Now, nearly 18 months later, morale in the IT ranks may be even lower. This week we saw the beginning of a war that threatens to further delay the economic turnaround some analysts had been predicting (or perhaps wishing) would begin early this year. We also were given, courtesy of the U.S. Bureau of Labor Statistics and the American Electronics Association, what amounts to an IT employment body count.
The numbers are grim, if not surprising. In the two years from January 2001 to last December, 560,000 high-tech workers were laid off from companies such as IBM, HP, Lucent and hundreds of other companies and organizations. Many of these workers still haven't found new jobs in IT, and many have given up trying, leaving the industry for good.
Or simply stated: They're depressed. A survey of more than 1,100 North American workers conducted last September by human resources consultant Towers Perrin and released in late January reveals that more than half of the respondents reported negative emotions about their jobs and more than one-third reported "intensely negative" emotions.
What gives? Here are workers who still have jobs while thousands of their less-fortunate peers have lost not only their jobs, but their careers, investments and homes. Are these survivors ungrateful?
No, they're just human. After all, the thrill of not getting laid off hardly is infinite. It soon is replaced by the reality of ever-increasing workloads combined with frozen or decreasing salaries. We're talking about the network manager who used to focus only on system maintenance and now also is responsible for security, the programmer who now must also conduct software testing (if anyone does that anymore, that is).

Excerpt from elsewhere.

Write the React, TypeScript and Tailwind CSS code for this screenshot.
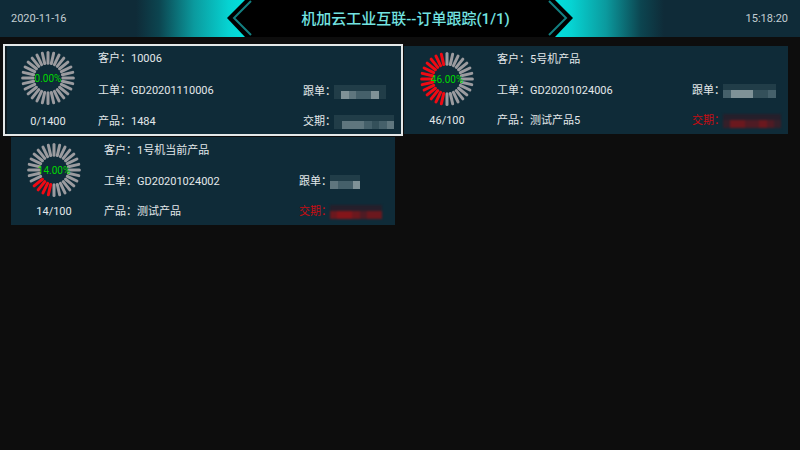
import { useId } from 'react'

type Mosaic = { width: number; cells: number[] }

type Order = {
  customer: string
  workOrder: string
  product: string
  done: number
  total: number
  late: boolean
  follower: Mosaic
  dueDate: Mosaic
}

const TICKS = 28

const orders: Order[] = [
  {
    customer: '10006',
    workOrder: 'GD20201110006',
    product: '1484',
    done: 0,
    total: 1400,
    late: false,
    follower: { width: 52, cells: [1, 5, 4, 3, 3, 5, 1] },
    dueDate: { width: 60, cells: [1, 4, 4, 4, 3, 2, 3, 4] },
  },
  {
    customer: '5号机产品',
    workOrder: 'GD20201024006',
    product: '测试产品5',
    done: 46,
    total: 100,
    late: true,
    follower: { width: 53, cells: [3, 5, 5, 5, 2, 2, 3] },
    dueDate: { width: 58, cells: [1, 3, 3, 2, 2, 3, 2, 1] },
  },
  {
    customer: '1号机当前产品',
    workOrder: 'GD20201024002',
    product: '测试产品',
    done: 14,
    total: 100,
    late: true,
    follower: { width: 30, cells: [4, 3, 3, 5] },
    dueDate: { width: 52, cells: [3, 4, 4, 3, 2, 3, 3] },
  },
]

const greyCells = ['', 'bg-[#213d48]', 'bg-[#34505a]', 'bg-[#45606a]', 'bg-[#5f767e]', 'bg-[#7f9297]']
const redCells = ['', 'bg-[#351f29]', 'bg-[#4f1b24]', 'bg-[#6b181e]', 'bg-[#84151a]', 'bg-[#a51216]']

function MaskedValue({ mosaic, late }: { mosaic: Mosaic; late?: boolean }) {
  const colors = late ? redCells : greyCells
  return (
    <span className={`flex h-3.5 flex-col ${late ? 'blur-[1px]' : ''}`} style={{ width: mosaic.width }}>
      <span className={`h-1.5 ${late ? 'bg-[#251f2b]' : 'bg-[#213d48]'}`} />
      <span className="flex flex-1">
        {mosaic.cells.map((level, i) => (
          <span key={i} className={`flex-1 ${colors[level]}`} />
        ))}
      </span>
    </span>
  )
}

function ProgressRing({ done, total }: { done: number; total: number }) {
  const percent = (done / total) * 100
  const filled = Math.round((percent / 100) * TICKS)
  return (
    <div className="grid place-items-center">
      <svg viewBox="-27 -27 54 54" className="col-start-1 row-start-1 size-[54px]">
        {Array.from({ length: TICKS }, (_, i) => (
          <line
            key={i}
            y1={14.8}
            y2={25.4}
            stroke={i > 0 && i <= filled ? '#f00a14' : '#9b9b9f'}
            strokeWidth={3}
            strokeLinecap="round"
            transform={`rotate(${(i * 360) / TICKS})`}
          />
        ))}
      </svg>
      <span className="col-start-1 row-start-1 pt-0.5 text-[10px] leading-none text-[#00d800]">
        {percent.toFixed(2)}%
      </span>
    </div>
  )
}

function OrderCard({ order, selected }: { order: Order; selected: boolean }) {
  return (
    <article
      className={`flex bg-[#0f2b38] ${
        selected
          ? 'z-10 -mx-2 -my-0.5 border-2 border-[#e4e8e8] pt-[5px] pr-2.5 pb-1 pl-4 shadow-[inset_2px_0_0_#0d1a20]'
          : 'pt-1.5 pr-2 pb-[5px] pl-4'
      }`}
    >
      <div className="flex w-[54px] shrink-0 flex-col items-center justify-between">
        <ProgressRing done={order.done} total={order.total} />
        <p className="leading-4">
          {order.done}/{order.total}
        </p>
      </div>
      <dl className="ml-[23px] flex flex-1 flex-col justify-between leading-4">
        <div className="flex">
          <dt>客户：</dt>
          <dd>{order.customer}</dd>
        </div>
        <div className="flex">
          <dt>工单：</dt>
          <dd>{order.workOrder}</dd>
        </div>
        <div className="flex">
          <dt>产品：</dt>
          <dd>{order.product}</dd>
        </div>
      </dl>
      <dl className="flex w-[88px] shrink-0 flex-col justify-end gap-[14px] leading-4">
        <div className="flex items-center">
          <dt className="w-[31px] shrink-0 whitespace-nowrap">跟单：</dt>
          <dd>
            <MaskedValue mosaic={order.follower} />
          </dd>
        </div>
        <div className={`flex items-center ${order.late ? 'text-[#c80c12]' : ''}`}>
          <dt className="w-[31px] shrink-0 whitespace-nowrap">交期：</dt>
          <dd>
            <MaskedValue mosaic={order.dueDate} late={order.late} />
          </dd>
        </div>
      </dl>
    </article>
  )
}

function TitleEdge({ flipped }: { flipped?: boolean }) {
  const id = useId()
  return (
    <svg viewBox="0 0 116 37" className={`h-full w-[116px] shrink-0 ${flipped ? '-scale-x-100' : ''}`}>
      <defs>
        <linearGradient id={id}>
          <stop offset="0" stopColor="#0f2b38" />
          <stop offset="0.2" stopColor="#0c4550" />
          <stop offset="0.5" stopColor="#0b9a9e" />
          <stop offset="0.8" stopColor="#06d3d2" />
          <stop offset="1" stopColor="#00e5e0" />
        </linearGradient>
      </defs>
      <rect width="116" height="37" fill={`url(#${id})`} />
      <path d="M116 0H109L91 18L109 37H116Z" fill="#000" />
      <path d="M115 1L98 18L115 35" fill="none" stroke="#137f81" strokeWidth="2" />
    </svg>
  )
}

function Header() {
  return (
    <header className="flex h-[37px] items-center bg-[#0f2b38] text-[#c3ced3]">
      <time className="flex-1 pt-0.5 pl-[11px]">2020-11-16</time>
      <TitleEdge />
      <h1 className="flex h-full w-[37%] items-center justify-center bg-black pt-0.5 pl-3 text-[15px] font-medium whitespace-nowrap text-[#73e3e1]">
        机加云工业互联--订单跟踪(1/1)
      </h1>
      <TitleEdge flipped />
      <time className="flex-1 pt-0.5 pr-3 text-right">15:18:20</time>
    </header>
  )
}

export default function App() {
  return (
    <div className="min-h-screen bg-[#0d0d0d] font-[Roboto,'Noto_Sans_CJK_SC',sans-serif] text-[11px] text-[#e3e8ea]">
      <Header />
      <main className="grid auto-rows-[88px] grid-cols-2 gap-x-[9px] gap-y-[3px] pt-[9px] pr-3 pl-[11px]">
        {orders.map((order, i) => (
          <OrderCard key={order.workOrder} order={order} selected={i === 0} />
        ))}
      </main>
    </div>
  )
}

Indeed, the META Group reported this week that 71% of IT managers surveyed for the research firm's 2003 IT Staffing and Compensation Guide indicate that employee burnout has become a serious issue for them.
IT managers who are being pressured to increase return on investment while coping with fewer resources may be distinctly unsympathetic toward the emotional state of their workers. After all, times are tough and we're all under the gun these days. If they're unhappy, that's their problem.
Well, it's yours too. Because the issue isn't happiness, it's productivity. And if you're charged with improving ROI, you had better be getting the most out of your workers. That's not going to happen if they're miserable.
Further, the people you have left presumably were the best ones you had and therefore are, by definition, resources of value. (And if they weren't the best, then maybe you should have been laid off.) It behooves you and your company to take the steps necessary to improve morale among the current staff. The alternative is continued lower productivity or additional recruitment and training costs -- with no guaranteed payoff.
So what to do? I'm not suggesting you are responsible for creating a workplace utopia -- hey, it's not 1999 any more. Nonetheless, here are several tips on how to boost employee morale with an eye toward increasing ROI:
* Don't stifle initiative. One of the best ways to kill an employee's enthusiasm is to consistently dismiss their proposals and suggestions. If a worker offers an idea -- even one that you think is untenable or just plain silly -- acknowledge the effort and contribution first. They probably are trying to help the company, just like you. After that, you can tell them why it's off-target.
* Listen to them. Listening means more than waiting patiently (or impatiently) for them to stop talking so you can tell them what they said is wrong. They might be telling you something you don't know about, and it might be important. Another way to let them know you're listening is to ask them, "What do YOU think?"
* Give them the freedom to fail. I believe that one of reasons for Jupitermedia's success, oddly enough, is failure. What I mean by that is that the people who run this company aren't afraid to try new strategies or formulas. Many of our best ideas have come from lower and mid-level employees. So have some of our worst. The point is that you don't make someone walk the plank because of a noble failure. In fact, making people afraid to fail can itself guarantee failure. If someone thinks his or her job is on the line over the outcome of a project, they're going to push hard for that project -- even if it's a loser.
* Make them feel like part of a team. This is especially challenging when many workers are off-site. But regular updates about a person or group's performance and how it fits into the big picture are invaluable in building cohesion and loyalty. No one (well, except maybe a programmer) wants to work in a vacuum.
* Show interest in their career development. As noted above, workers are human beings, many of whom have professional goals and aspirations. It's always tempting when someone does a great job to want to keep them in that position. But that's unrealistic. If they're that good, they're not going to stay in the job forever. Better to keep them in the company. Again, it's not a people issue; it's an ROI issue.
Chris Nerney is executive editor of the EarthWeb.com IT Management channel.